#### JOB:
Filter this data down to the lines that hold "with", and copy them.

#### MATERIAL PROVIDED:

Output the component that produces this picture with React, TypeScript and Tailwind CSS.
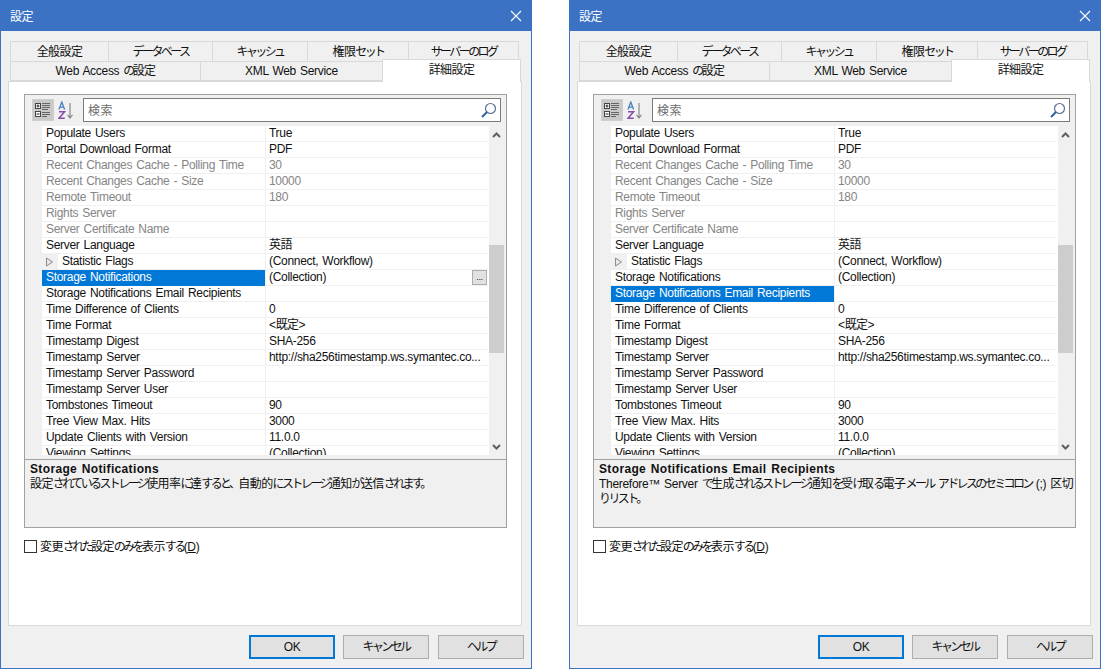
import React from 'react';

const cjk = '"Liberation Sans", "Noto Sans CJK JP", sans-serif';

interface Row {
  name: string;
  value: string;
  disabled?: boolean;
  expandable?: boolean;
}

const rows: Row[] = [
  { name: 'Populate Users', value: 'True' },
  { name: 'Portal Download Format', value: 'PDF' },
  { name: 'Recent Changes Cache - Polling Time', value: '30', disabled: true },
  { name: 'Recent Changes Cache - Size', value: '10000', disabled: true },
  { name: 'Remote Timeout', value: '180', disabled: true },
  { name: 'Rights Server', value: '', disabled: true },
  { name: 'Server Certificate Name', value: '', disabled: true },
  { name: 'Server Language', value: '英語' },
  { name: 'Statistic Flags', value: '(Connect, Workflow)', expandable: true },
  { name: 'Storage Notifications', value: '(Collection)' },
  { name: 'Storage Notifications Email Recipients', value: '' },
  { name: 'Time Difference of Clients', value: '0' },
  { name: 'Time Format', value: '<既定>' },
  { name: 'Timestamp Digest', value: 'SHA-256' },
  { name: 'Timestamp Server', value: 'http://sha256timestamp.ws.symantec.co...' },
  { name: 'Timestamp Server Password', value: '' },
  { name: 'Timestamp Server User', value: '' },
  { name: 'Tombstones Timeout', value: '90' },
  { name: 'Tree View Max. Hits', value: '3000' },
  { name: 'Update Clients with Version', value: '11.0.0' },
  { name: 'Viewing Settings', value: '(Collection)' },
];

const topTabs = [
  { label: '全般設定', width: 'w-[98px]' },
  { label: 'データベース', width: 'w-[104px]' },
  { label: 'キャッシュ', width: 'w-[95px]' },
  { label: '権限セット', width: 'w-[101px]' },
  { label: 'サーバーのログ', width: 'w-[111px]' },
];

// the reference's UI font sets kana much narrower than kanji
const Jp = ({ text }: { text: string }) => (
  <>
    {text.split(/([\u3040-\u30ff、。]+|[\u4e00-\u9fff]+)/).map((part, i) => {
      if (/^[\u3040-\u30ff、。]/.test(part)) return <span key={i} className="tracking-[-2.6px]">{part}</span>;
      if (/^[\u4e00-\u9fff]/.test(part)) return <span key={i} className="tracking-[-0.6px]">{part}</span>;
      return <span key={i}>{part}</span>;
    })}
  </>
);

const CategoryIcon = () => (
  <svg width="16" height="16" viewBox="0 0 16 16" fill="none">
    <rect x="0.5" y="1.5" width="5" height="5" fill="#fff" stroke="#444" />
    <path d="M1.500 4h3M3 2.500v3" stroke="#222" />
    <rect x="0.5" y="9.5" width="5" height="5" fill="#fff" stroke="#444" />
    <path d="M1.500 12h3" stroke="#222" />
    <path d="M7 1.500h8M7 3.500h8M7 5.500h8M7 7.500h6M7 10.500h8M7 12.500h8M7 14.500h5" stroke="#666" />
  </svg>
);

const SortIcon = () => (
  <svg width="16" height="19" viewBox="0 0 16 19" fill="none">
    <path d="M1 8.500l2.800-7.500 2.800 7.500M2 6.200h3.600" stroke="#4a7fc0" strokeWidth="1.300" />
    <path d="M1 10.800h5.500l-5.500 6.500h5.800" stroke="#8a4fa8" strokeWidth="1.600" />
    <path d="M12 2v15M9.500 13.800l2.500 3.200 2.500-3.200" stroke="#8a8a8a" strokeWidth="1.200" />
  </svg>
);

const SearchIcon = () => (
  <svg width="16" height="16" viewBox="0 0 16 16" fill="none">
    <circle cx="9.500" cy="6.500" r="5" stroke="#5a7496" strokeWidth="1.200" />
    <path d="M6 10L1 15" stroke="#2f62a0" strokeWidth="2" />
  </svg>
);

const PropertyRow = ({ row, selected, showButton }: { row: Row; selected: boolean; showButton: boolean }) => (
  <div className="flex h-4 shrink-0">
    <div className="w-[17px] shrink-0" />
    {row.expandable && (
      <div className="w-4 -ml-[1px] mr-[1px] shrink-0 flex items-center justify-center">
        <svg width="9" height="10" viewBox="0 0 9 10" fill="none">
          <path d="M1.500 1l6 4-6 4z" fill="#e8e8e8" stroke="#8c8c8c" />
        </svg>
      </div>
    )}
    <div
      className={`${row.expandable ? 'w-[207px]' : 'w-[223px]'} shrink-0 pl-[4px] leading-[15px] whitespace-nowrap overflow-hidden ${
        selected ? 'bg-[#0078d7] text-white h-4' : 'bg-white h-[15px] mb-[1px]'
      } ${!selected && row.disabled ? 'text-[#858585]' : ''} ${!selected && !row.disabled ? 'text-[#111]' : ''}`}
    >
      {row.name}
    </div>
    <div className="w-[1px] shrink-0" />
    <div
      className={`w-[222px] shrink-0 h-[15px] pl-[3px] bg-white leading-[15px] relative whitespace-nowrap ${
        row.disabled ? 'text-[#858585]' : 'text-[#111]'
      }`}
    >
      <Jp text={row.value} />
      {showButton && (
        <button className="absolute right-[1px] top-0 w-[15px] h-[15px] bg-[#e1e1e1] border border-[#adadad] text-[9px] leading-[9px] text-[#111]">
          ...
        </button>
      )}
    </div>
    <div className="w-[1px] shrink-0 bg-white" />
  </div>
);

const SettingsWindow = ({
  selectedName,
  title,
  description,
  showButton,
}: {
  selectedName: string;
  title: string;
  description: React.ReactNode;
  showButton: boolean;
}) => (
  <div className="w-[532px] h-[669px] shrink-0 bg-[#f0f0f0] border border-[#3b72c4] flex flex-col text-[12px] text-[#111] tracking-[-0.3px] [word-spacing:1px]">
    <div className="h-[30px] shrink-0 bg-[#3b72c4] flex items-center justify-between pl-[9px] pr-[9px] text-white">
      <span className="pt-[1px]"><Jp text="設定" /></span>
      <svg width="12" height="12" viewBox="0 0 12 12" fill="none">
        <path d="M1 1l10 10M11 1L1 11" stroke="#fff" strokeWidth="1.100" />
      </svg>
    </div>

    <div className="pt-[10px] pl-[7px] pr-[9px] flex flex-col">
      <div className="flex pl-[2px] h-5">
        {topTabs.map((tab) => (
          <div
            key={tab.label}
            className={`${tab.width} border border-r-0 last:border-r border-b-0 border-[#d9d9d9] flex items-center justify-center whitespace-nowrap`}
          >
            <span><Jp text={tab.label} /></span>
          </div>
        ))}
      </div>
      <div className="flex pl-[2px] h-5 relative z-10">
        <div className="w-[190px] border border-r-0 border-[#d9d9d9] flex items-center justify-center whitespace-nowrap">
          <span><Jp text="Web Access の設定" /></span>
        </div>
        <div className="w-[182px] border border-r-0 border-[#d9d9d9] flex items-center justify-center">XML Web Service</div>
        <div className="w-[139px] h-[23px] -mt-[2px] pb-[3px] bg-white border border-b-0 border-[#d9d9d9] flex items-center justify-center">
          <span><Jp text="詳細設定" /></span>
        </div>
      </div>

      <div className="h-[545px] bg-white border border-[#d9d9d9] pl-[15px] pt-[12px]">
        <div className="w-[483px] h-[434px] bg-[#f0f0f0] border border-[#a0a0a0] flex flex-col">
          <div className="h-[31px] shrink-0 flex items-start pl-[7px] pt-[3px]">
            <div className="w-[22px] h-[22px] mt-[1px] bg-[#c9c9c9] border border-[#cfcfcf] flex items-center justify-center">
              <CategoryIcon />
            </div>
            <div className="w-[18px] h-[22px] ml-[3px] mt-[1px] flex items-center justify-center">
              <SortIcon />
            </div>
            <div className="w-[418px] h-6 ml-[8px] bg-white border border-[#7a7a7a] flex items-center justify-between pl-[4px] pr-[3px] text-[#6d6d6d]">
              <span className="pt-[1px] tracking-[0.5px]">検索</span>
              <SearchIcon />
            </div>
          </div>

          <div className="h-[329px] shrink-0 flex">
            <div className="w-[464px] shrink-0 flex flex-col overflow-hidden">
              {rows.map((row) => (
                <PropertyRow
                  key={row.name}
                  row={row}
                  selected={row.name === selectedName}
                  showButton={showButton && row.name === selectedName}
                />
              ))}
            </div>
            <div className="w-[15px] shrink-0 flex flex-col">
              <div className="h-[119px] shrink-0 pt-[6px] flex justify-center">
                <svg width="9" height="6" viewBox="0 0 9 6" fill="none">
                  <path d="M1 5l3.500-3.500L8 5" stroke="#606060" strokeWidth="2" />
                </svg>
              </div>
              <div className="h-[108px] shrink-0 bg-[#cdcdcd]" />
              <div className="flex-1 pb-[5px] flex justify-center items-end">
                <svg width="9" height="6" viewBox="0 0 9 6" fill="none">
                  <path d="M1 1l3.500 3.500L8 1" stroke="#606060" strokeWidth="2" />
                </svg>
              </div>
            </div>
          </div>

          <div className="mt-[4px] flex-1 border-t border-[#a0a0a0] pl-[5px] pt-[2px] leading-[15px] whitespace-nowrap">
            <div className="font-bold tracking-[0.35px]">{title}</div>
            <div>{description}</div>
          </div>
        </div>

        <label className="mt-[12px] flex items-center h-[13px]">
          <span className="w-[13px] h-[13px] bg-white border border-[#333]" />
          <span className="ml-[3px]">
            <Jp text="変更された設定のみを表示する" />(<span className="underline">D</span>)
          </span>
        </label>
      </div>

      <div className="mt-[9px] flex justify-end gap-2 -mr-[2px]">
        <button className="w-[86px] h-6 bg-[#e1e1e1] border-2 border-[#0078d7]">OK</button>
        <button className="w-[86px] h-6 bg-[#e1e1e1] border border-[#adadad]"><Jp text="キャンセル" /></button>
        <button className="w-[86px] h-6 ml-[1px] bg-[#e1e1e1] border border-[#adadad]"><Jp text="ヘルプ" /></button>
      </div>
    </div>
  </div>
);

export default function App() {
  return (
    <div className="flex gap-[37px] w-[1102px] h-[670px] bg-white overflow-hidden" style={{ fontFamily: cjk }}>
      <SettingsWindow
        selectedName="Storage Notifications"
        title="Storage Notifications"
        description={<Jp text="設定されているストレージ使用率に達すると、自動的にストレージ通知が送信されます。" />}
        showButton
      />
      <SettingsWindow
        selectedName="Storage Notifications Email Recipients"
        title="Storage Notifications Email Recipients"
        description={
          <>
            <Jp text="Therefore™ Server で生成されるストレージ通知を受け取る電子メール アドレスのセミコロン (;) 区切" />
            <br />
            <Jp text="りリスト。" />
          </>
        }
        showButton={false}
      />
    </div>
  );
}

#### REPLY:
Output the component that produces this picture with React, TypeScript and Tailwind CSS.
  { name: 'Update Clients with Version', value: '11.0.0' },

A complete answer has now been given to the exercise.